I say “wow” now, but at the time I looked at those stacks and thought “uh ok, cool!”
It wasn’t until I saw the last fossil on the trail that I started to absorb the magnitude of the site.
Big Bird.
Once upon a time Australia was home to a flightless bird that stood up to 2.5 metres tall and weighing between 250 and 300 kilograms. None of the information signs or booklets I had gave it a scientific name. They all just called it Big Bird, although the sign at the site said they were also known as thunderbirds, which I have to say, is a pretty awesome name for a bird. A bit of research revealed it is most likely part of the Dromornithidae family and part of Australian megafauna. The Big Bird fossil isn’t even from the biggest bird in the family, which grew to more than three-metres.

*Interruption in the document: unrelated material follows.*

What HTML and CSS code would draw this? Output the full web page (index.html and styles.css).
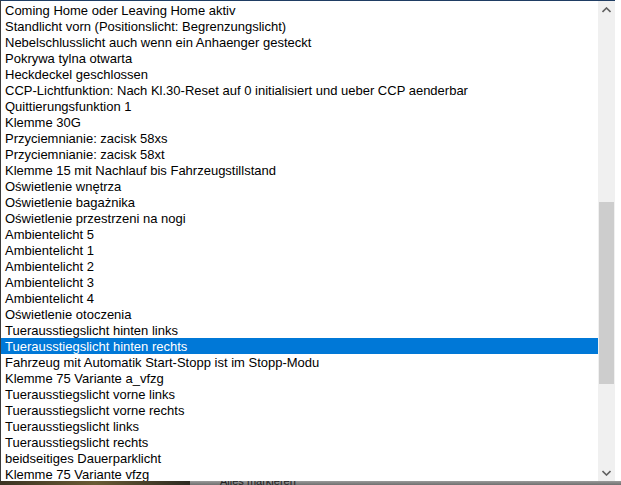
FILE: index.html
```html
<!DOCTYPE html>
<html lang="de">
<head>
    <meta charset="UTF-8">
    <title>Liste</title>
    <link rel="stylesheet" href="styles.css">
</head>
<body>
    <div class="screen">
        <div class="listbox">
            <ul class="items">
                <li>Coming Home oder Leaving Home aktiv</li>
                <li>Standlicht vorn (Positionslicht: Begrenzungslicht)</li>
                <li>Nebelschlusslicht auch wenn ein Anhaenger gesteckt</li>
                <li>Pokrywa tylna otwarta</li>
                <li>Heckdeckel geschlossen</li>
                <li>CCP-Lichtfunktion: Nach Kl.30-Reset auf 0 initialisiert und ueber CCP aenderbar</li>
                <li>Quittierungsfunktion 1</li>
                <li>Klemme 30G</li>
                <li>Przyciemnianie: zacisk 58xs</li>
                <li>Przyciemnianie: zacisk 58xt</li>
                <li>Klemme 15 mit Nachlauf bis Fahrzeugstillstand</li>
                <li>Oświetlenie wnętrza</li>
                <li>Oświetlenie bagażnika</li>
                <li>Oświetlenie przestrzeni na nogi</li>
                <li>Ambientelicht 5</li>
                <li>Ambientelicht 1</li>
                <li>Ambientelicht 2</li>
                <li>Ambientelicht 3</li>
                <li>Ambientelicht 4</li>
                <li>Oświetlenie otoczenia</li>
                <li>Tuerausstiegslicht hinten links</li>
                <li class="selected">Tuerausstiegslicht hinten rechts</li>
                <li>Fahrzeug mit Automatik Start-Stopp ist im Stopp-Modu</li>
                <li>Klemme 75 Variante a_vfzg</li>
                <li>Tuerausstiegslicht vorne links</li>
                <li>Tuerausstiegslicht vorne rechts</li>
                <li>Tuerausstiegslicht links</li>
                <li>Tuerausstiegslicht rechts</li>
                <li>beidseitiges Dauerparklicht</li>
                <li>Klemme 75 Variante vfzg</li>
            </ul>
            <div class="scrollbar">
                <div class="arrow">
                    <svg width="9" height="6" viewBox="0 0 9 6"><path d="M0.5 5 L4.5 1 L8.5 5" fill="none" stroke="#606060" stroke-width="1.6"/></svg>
                </div>
                <div class="track">
                    <div class="thumb"></div>
                </div>
                <div class="arrow">
                    <svg width="9" height="6" viewBox="0 0 9 6"><path d="M0.5 1 L4.5 5 L8.5 1" fill="none" stroke="#606060" stroke-width="1.6"/></svg>
                </div>
            </div>
        </div>
        <div class="under">
            <div class="desk"></div>
            <div class="bar"><span>Alles markieren</span></div>
        </div>
    </div>
</body>
</html>
```

FILE: styles.css
```css
body {
    margin: 0;
    background-color: #ffffff;
    font-family: "Liberation Sans", Arial, sans-serif;
}
.screen {
    width: 621px;
    height: 485px;
    overflow: hidden;
}
.listbox {
    display: flex;
    width: 614px;
    height: 480px;
    border-top: 1px solid #1f3d63;
    border-left: 1px solid #3a3a3a;
    background-color: #ffffff;
    overflow: hidden;
}
.items {
    flex: 1;
    list-style: none;
    margin: 0;
    padding: 1px 0 0 0;
    overflow: hidden;
}
.items li {
    height: 16px;
    line-height: 17px;
    padding-left: 4px;
    font-size: 13px;
    color: #000000;
    white-space: nowrap;
    overflow: hidden;
}
.items li.selected {
    background-color: #0078d7;
    color: #ffffff;
}
.scrollbar {
    width: 17px;
    display: flex;
    flex-direction: column;
    background-color: #f0f0f0;
}
.arrow {
    height: 17px;
    display: flex;
    align-items: center;
    justify-content: center;
}
.track {
    flex: 1;
    padding-top: 184px;
}
.thumb {
    height: 182px;
    margin: 0 1px;
    background-color: #cdcdcd;
}
.under {
    display: flex;
    height: 4px;
}
.desk {
    width: 190px;
    background: linear-gradient(to right, #3b3323, #6a5a34, #2d2a22);
}
.bar {
    flex: 1;
    background: linear-gradient(to bottom, #9a9a9a, #6f6f6f);
    font-size: 11px;
    color: #222222;
    overflow: hidden;
}
.bar span {
    display: block;
    margin: -6px 0 0 30px;
}
```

Now, I know what you’re thinking. It’s an ancestor of an emu or ostrich or something. Nope. I thought the same thing, but the thunderbirds are not closely related to other flightless birds and actually have more in common with a duck.
There’s no clear answer on why these animals became extinct and most research I read suggested a combination of factors including the arrival of humans and just plain old evolution.
Riversleigh Fossil Site is about 50km south of Lawn Hill Gorge at Boodjamulla National Park. Adel’s Grove Tourist Park operates tours, however we were told the informative signs were enough to help you understand the site without a guide and I agree. If you are coming from Mount Isa or Camooweal, Riversleigh is about 160km north of the Barkly Highway. The roads are mostly gravel. Check road conditions.
Miyumba camp site is a few kilometres south of D Site at Riversleigh, near the Gregory River. It is a very basic camp site, (there is a toilet, but no other facilities). Staying here means you can explore D Site early before it gets too hot. Bookings for the camp site must be made through the Department of National Parks in advance.